■ REQUIRED WORK: Write out the data again in full, exactly as it reads.

** Start of COLLECTED MATERIAL **

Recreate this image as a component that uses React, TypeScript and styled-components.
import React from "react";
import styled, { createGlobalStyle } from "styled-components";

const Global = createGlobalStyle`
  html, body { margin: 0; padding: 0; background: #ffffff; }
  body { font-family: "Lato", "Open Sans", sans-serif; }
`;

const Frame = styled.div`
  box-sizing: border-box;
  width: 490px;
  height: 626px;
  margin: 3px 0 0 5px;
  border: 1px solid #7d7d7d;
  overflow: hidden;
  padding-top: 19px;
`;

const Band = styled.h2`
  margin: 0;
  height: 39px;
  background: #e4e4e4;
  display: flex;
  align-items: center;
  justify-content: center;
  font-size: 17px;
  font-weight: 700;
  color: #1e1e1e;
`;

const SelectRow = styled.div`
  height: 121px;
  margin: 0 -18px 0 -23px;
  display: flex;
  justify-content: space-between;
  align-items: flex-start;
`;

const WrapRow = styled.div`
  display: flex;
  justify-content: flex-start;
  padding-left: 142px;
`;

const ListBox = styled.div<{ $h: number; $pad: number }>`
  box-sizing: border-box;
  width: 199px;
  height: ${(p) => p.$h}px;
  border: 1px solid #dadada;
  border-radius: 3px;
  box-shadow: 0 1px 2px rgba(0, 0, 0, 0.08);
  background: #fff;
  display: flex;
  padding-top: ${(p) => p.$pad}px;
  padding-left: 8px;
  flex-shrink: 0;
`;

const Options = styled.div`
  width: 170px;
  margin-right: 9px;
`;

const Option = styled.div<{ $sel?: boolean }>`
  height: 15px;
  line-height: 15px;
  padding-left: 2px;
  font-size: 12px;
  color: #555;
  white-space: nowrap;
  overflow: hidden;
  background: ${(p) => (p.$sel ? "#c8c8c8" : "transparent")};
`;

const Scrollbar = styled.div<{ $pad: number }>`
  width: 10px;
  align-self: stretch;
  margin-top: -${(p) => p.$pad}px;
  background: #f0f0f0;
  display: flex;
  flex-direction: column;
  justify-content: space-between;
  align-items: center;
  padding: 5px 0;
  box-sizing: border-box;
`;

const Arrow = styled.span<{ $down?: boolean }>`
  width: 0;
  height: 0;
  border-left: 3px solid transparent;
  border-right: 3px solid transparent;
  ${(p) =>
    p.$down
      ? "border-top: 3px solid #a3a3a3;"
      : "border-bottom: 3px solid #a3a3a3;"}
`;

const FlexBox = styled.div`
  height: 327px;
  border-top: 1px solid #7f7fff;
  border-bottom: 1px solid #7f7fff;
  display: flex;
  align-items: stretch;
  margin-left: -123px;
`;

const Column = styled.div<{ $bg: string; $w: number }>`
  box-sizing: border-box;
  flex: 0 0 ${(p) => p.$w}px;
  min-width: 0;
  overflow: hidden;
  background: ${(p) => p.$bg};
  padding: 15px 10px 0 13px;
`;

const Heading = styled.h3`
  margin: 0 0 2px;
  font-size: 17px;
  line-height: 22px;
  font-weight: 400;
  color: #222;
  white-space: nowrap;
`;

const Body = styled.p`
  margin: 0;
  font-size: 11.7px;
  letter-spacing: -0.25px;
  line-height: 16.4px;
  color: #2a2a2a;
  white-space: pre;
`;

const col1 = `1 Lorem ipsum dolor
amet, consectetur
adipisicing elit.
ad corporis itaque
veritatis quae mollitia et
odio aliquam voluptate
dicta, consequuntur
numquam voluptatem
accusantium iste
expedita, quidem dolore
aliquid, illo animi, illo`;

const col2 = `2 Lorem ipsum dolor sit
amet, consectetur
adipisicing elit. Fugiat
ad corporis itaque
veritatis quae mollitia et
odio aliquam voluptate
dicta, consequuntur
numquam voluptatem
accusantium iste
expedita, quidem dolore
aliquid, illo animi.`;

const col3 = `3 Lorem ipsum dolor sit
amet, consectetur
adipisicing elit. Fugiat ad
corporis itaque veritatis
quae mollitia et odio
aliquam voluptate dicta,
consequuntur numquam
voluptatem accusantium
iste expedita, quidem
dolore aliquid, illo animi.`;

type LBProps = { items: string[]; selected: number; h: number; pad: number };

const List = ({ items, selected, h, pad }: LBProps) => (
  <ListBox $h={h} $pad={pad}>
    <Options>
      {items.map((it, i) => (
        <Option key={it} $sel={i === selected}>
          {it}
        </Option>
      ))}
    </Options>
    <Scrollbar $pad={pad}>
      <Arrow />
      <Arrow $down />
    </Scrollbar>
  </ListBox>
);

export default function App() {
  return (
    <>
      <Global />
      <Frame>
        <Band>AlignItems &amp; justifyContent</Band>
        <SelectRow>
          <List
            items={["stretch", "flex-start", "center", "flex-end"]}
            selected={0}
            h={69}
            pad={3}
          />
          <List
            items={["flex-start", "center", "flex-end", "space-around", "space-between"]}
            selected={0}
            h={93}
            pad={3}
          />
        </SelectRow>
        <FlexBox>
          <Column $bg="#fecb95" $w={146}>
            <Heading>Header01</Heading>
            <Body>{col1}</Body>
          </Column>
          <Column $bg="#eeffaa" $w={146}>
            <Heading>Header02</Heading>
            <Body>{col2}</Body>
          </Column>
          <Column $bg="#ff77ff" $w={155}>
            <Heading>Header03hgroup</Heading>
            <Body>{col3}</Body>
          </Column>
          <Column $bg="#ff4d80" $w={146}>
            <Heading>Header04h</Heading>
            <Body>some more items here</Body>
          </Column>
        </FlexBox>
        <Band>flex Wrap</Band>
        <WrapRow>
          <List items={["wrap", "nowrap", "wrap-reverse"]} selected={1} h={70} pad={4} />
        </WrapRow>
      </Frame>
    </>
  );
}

** End of COLLECTED MATERIAL **

■ FULL SOLUTION:
Recreate this image as a component that uses React, TypeScript and styled-components.
import React from "react";
import styled, { createGlobalStyle } from "styled-components";

const Global = createGlobalStyle`
  html, body { margin: 0; padding: 0; background: #ffffff; }
  body { font-family: "Lato", "Open Sans", sans-serif; }
`;

const Frame = styled.div`
  box-sizing: border-box;
  width: 490px;
  height: 626px;
  margin: 3px 0 0 5px;
  border: 1px solid #7d7d7d;
  overflow: hidden;
  padding-top: 19px;
`;

const Band = styled.h2`
  margin: 0;
  height: 39px;
  background: #e4e4e4;
  display: flex;
  align-items: center;
  justify-content: center;
  font-size: 17px;
  font-weight: 700;
  color: #1e1e1e;
`;

const SelectRow = styled.div`
  height: 121px;
  margin: 0 -18px 0 -23px;
  display: flex;
  justify-content: space-between;
  align-items: flex-start;
`;

const WrapRow = styled.div`
  display: flex;
  justify-content: flex-start;
  padding-left: 142px;
`;

const ListBox = styled.div<{ $h: number; $pad: number }>`
  box-sizing: border-box;
  width: 199px;
  height: ${(p) => p.$h}px;
  border: 1px solid #dadada;
  border-radius: 3px;
  box-shadow: 0 1px 2px rgba(0, 0, 0, 0.08);
  background: #fff;
  display: flex;
  padding-top: ${(p) => p.$pad}px;
  padding-left: 8px;
  flex-shrink: 0;
`;

const Options = styled.div`
  width: 170px;
  margin-right: 9px;
`;

const Option = styled.div<{ $sel?: boolean }>`
  height: 15px;
  line-height: 15px;
  padding-left: 2px;
  font-size: 12px;
  color: #555;
  white-space: nowrap;
  overflow: hidden;
  background: ${(p) => (p.$sel ? "#c8c8c8" : "transparent")};
`;

const Scrollbar = styled.div<{ $pad: number }>`
  width: 10px;
  align-self: stretch;
  margin-top: -${(p) => p.$pad}px;
  background: #f0f0f0;
  display: flex;
  flex-direction: column;
  justify-content: space-between;
  align-items: center;
  padding: 5px 0;
  box-sizing: border-box;
`;

const Arrow = styled.span<{ $down?: boolean }>`
  width: 0;
  height: 0;
  border-left: 3px solid transparent;
  border-right: 3px solid transparent;
  ${(p) =>
    p.$down
      ? "border-top: 3px solid #a3a3a3;"
      : "border-bottom: 3px solid #a3a3a3;"}
`;

const FlexBox = styled.div`
  height: 327px;
  border-top: 1px solid #7f7fff;
  border-bottom: 1px solid #7f7fff;
  display: flex;
  align-items: stretch;
  margin-left: -123px;
`;

const Column = styled.div<{ $bg: string; $w: number }>`
  box-sizing: border-box;
  flex: 0 0 ${(p) => p.$w}px;
  min-width: 0;
  overflow: hidden;
  background: ${(p) => p.$bg};
  padding: 15px 10px 0 13px;
`;

const Heading = styled.h3`
  margin: 0 0 2px;
  font-size: 17px;
  line-height: 22px;
  font-weight: 400;
  color: #222;
  white-space: nowrap;
`;

const Body = styled.p`
  margin: 0;
  font-size: 11.7px;
  letter-spacing: -0.25px;
  line-height: 16.4px;
  color: #2a2a2a;
  white-space: pre;
`;

const col1 = `1 Lorem ipsum dolor
amet, consectetur
adipisicing elit.
ad corporis itaque
veritatis quae mollitia et
odio aliquam voluptate
dicta, consequuntur
numquam voluptatem
accusantium iste
expedita, quidem dolore
aliquid, illo animi, illo`;

const col2 = `2 Lorem ipsum dolor sit
amet, consectetur
adipisicing elit. Fugiat
ad corporis itaque
veritatis quae mollitia et
odio aliquam voluptate
dicta, consequuntur
numquam voluptatem
accusantium iste
expedita, quidem dolore
aliquid, illo animi.`;

const col3 = `3 Lorem ipsum dolor sit
amet, consectetur
adipisicing elit. Fugiat ad
corporis itaque veritatis
quae mollitia et odio
aliquam voluptate dicta,
consequuntur numquam
voluptatem accusantium
iste expedita, quidem
dolore aliquid, illo animi.`;

type LBProps = { items: string[]; selected: number; h: number; pad: number };

const List = ({ items, selected, h, pad }: LBProps) => (
  <ListBox $h={h} $pad={pad}>
    <Options>
      {items.map((it, i) => (
        <Option key={it} $sel={i === selected}>
          {it}
        </Option>
      ))}
    </Options>
    <Scrollbar $pad={pad}>
      <Arrow />
      <Arrow $down />
    </Scrollbar>
  </ListBox>
);

export default function App() {
  return (
    <>
      <Global />
      <Frame>
        <Band>AlignItems &amp; justifyContent</Band>
        <SelectRow>
          <List
            items={["stretch", "flex-start", "center", "flex-end"]}
            selected={0}
            h={69}
            pad={3}
          />
          <List
            items={["flex-start", "center", "flex-end", "space-around", "space-between"]}
            selected={0}
            h={93}
            pad={3}
          />
        </SelectRow>
        <FlexBox>
          <Column $bg="#fecb95" $w={146}>
            <Heading>Header01</Heading>
            <Body>{col1}</Body>
          </Column>
          <Column $bg="#eeffaa" $w={146}>
            <Heading>Header02</Heading>
            <Body>{col2}</Body>
          </Column>
          <Column $bg="#ff77ff" $w={155}>
            <Heading>Header03hgroup</Heading>
            <Body>{col3}</Body>
          </Column>
          <Column $bg="#ff4d80" $w={146}>
            <Heading>Header04h</Heading>
            <Body>some more items here</Body>
          </Column>
        </FlexBox>
        <Band>flex Wrap</Band>
        <WrapRow>
          <List items={["wrap", "nowrap", "wrap-reverse"]} selected={1} h={70} pad={4} />
        </WrapRow>
      </Frame>
    </>
  );
}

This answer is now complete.